The aim of the solution is to obtain the optimal shape and range of the water-air stream ejected from the nozzle while ensuring uniform and proper fragmentation of water drops by appropriate shaping of the channels and chambers in the nozzle body, which, as research has shown, guaranteed the proper shape and proper fragmentation of the water-air stream drops. . Inside the body (2), above the swirler (3), there are axially conical lower chambers (11) and upper chambers (12), truncated at the apex, divided by a cylindrical hole (13). The conical chambers (11) and (12) face the hole (13) with their truncated top, connecting with it for the flow of the medium. The conical chambers (11) and (12) have a height preferably greater than the base diameter.

Description

The subject of the invention is a spraying nozzle with the suction of ambient air, intended for use in spraying systems, especially in spraying installations of mining machines.

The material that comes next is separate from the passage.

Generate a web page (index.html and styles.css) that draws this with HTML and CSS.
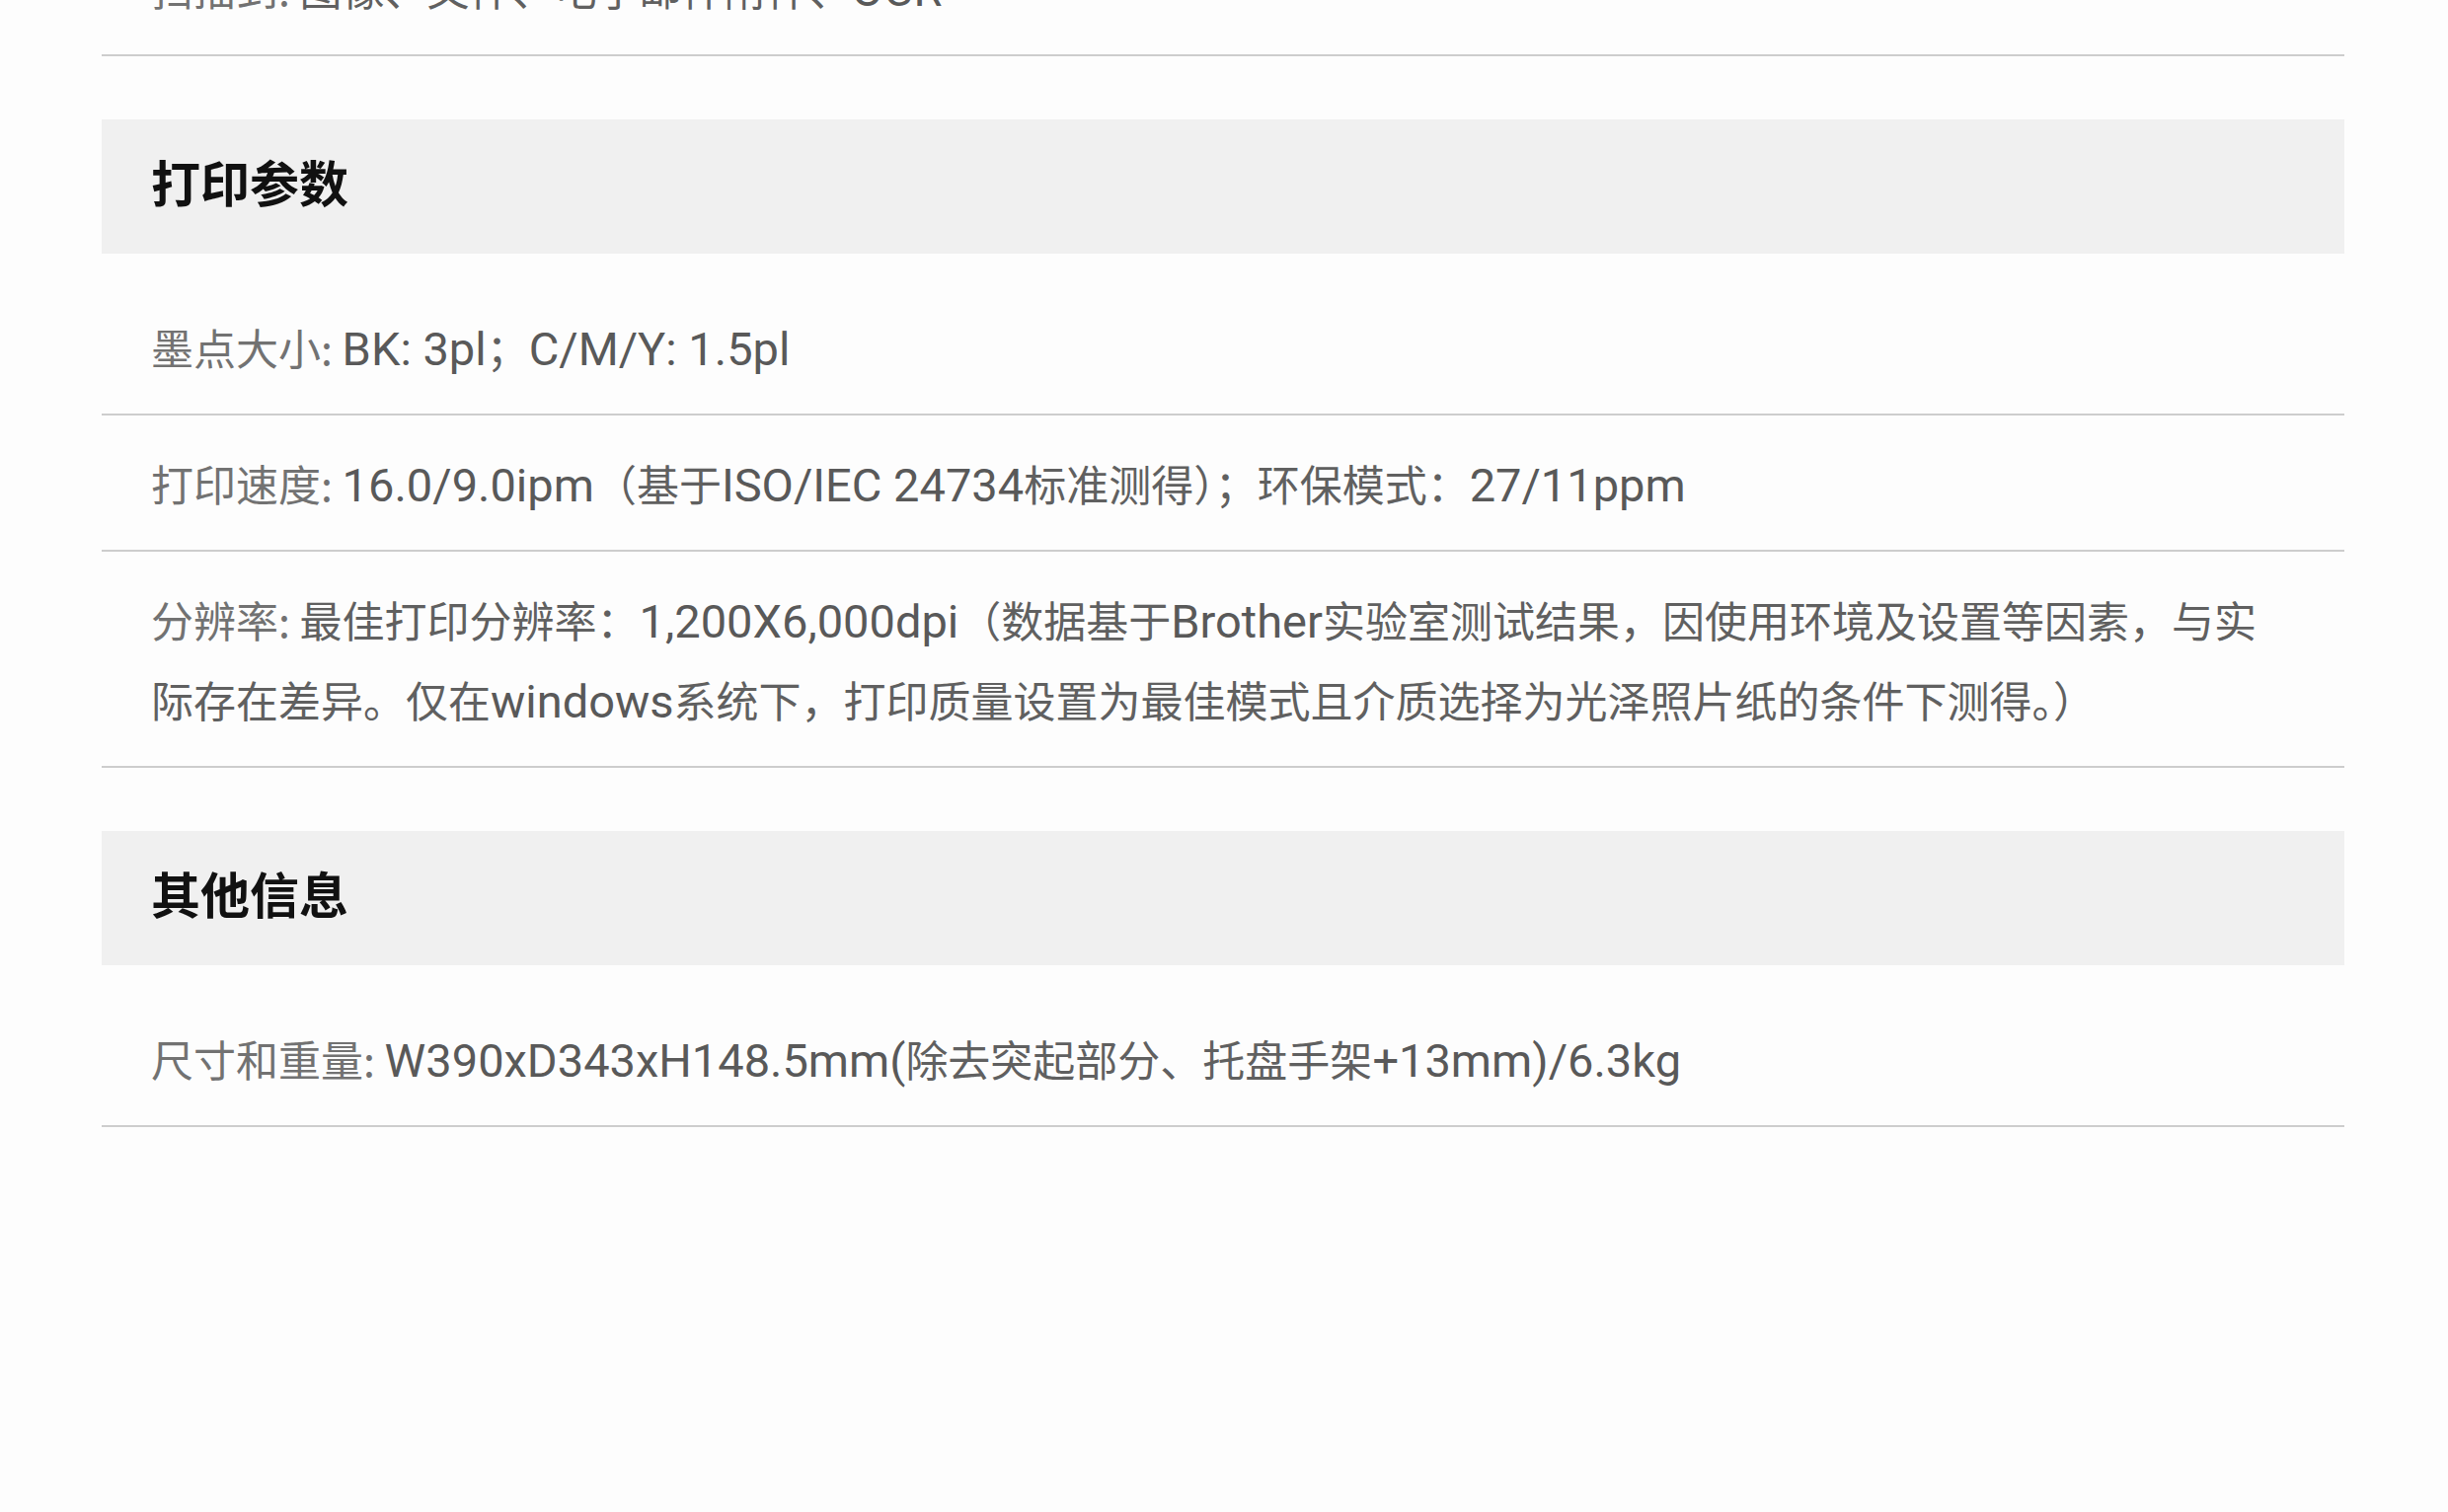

A well-known solution is the injector spraying device presented in the description of Polish patent No. PL 193928. This solution consists of a suitably shaped body and a typical water nozzle embedded in it. In the upper part of the body, there are oblique openings connecting the atmosphere with the internal cylindrical mixing chamber, through which atmospheric air is sucked in as a result of the jet of water injected into this chamber directed there by a nozzle located centrally in this body. In order to increase the mixing effect of the media, the outlets of the oblique openings introducing the sucked air into the chamber of the body are located tangentially in relation to the cylindrical mixing chamber. The inlet direction of the ambient air suction holes corresponds to the direction of the water swirl in the water nozzle placed in the chamber of the device.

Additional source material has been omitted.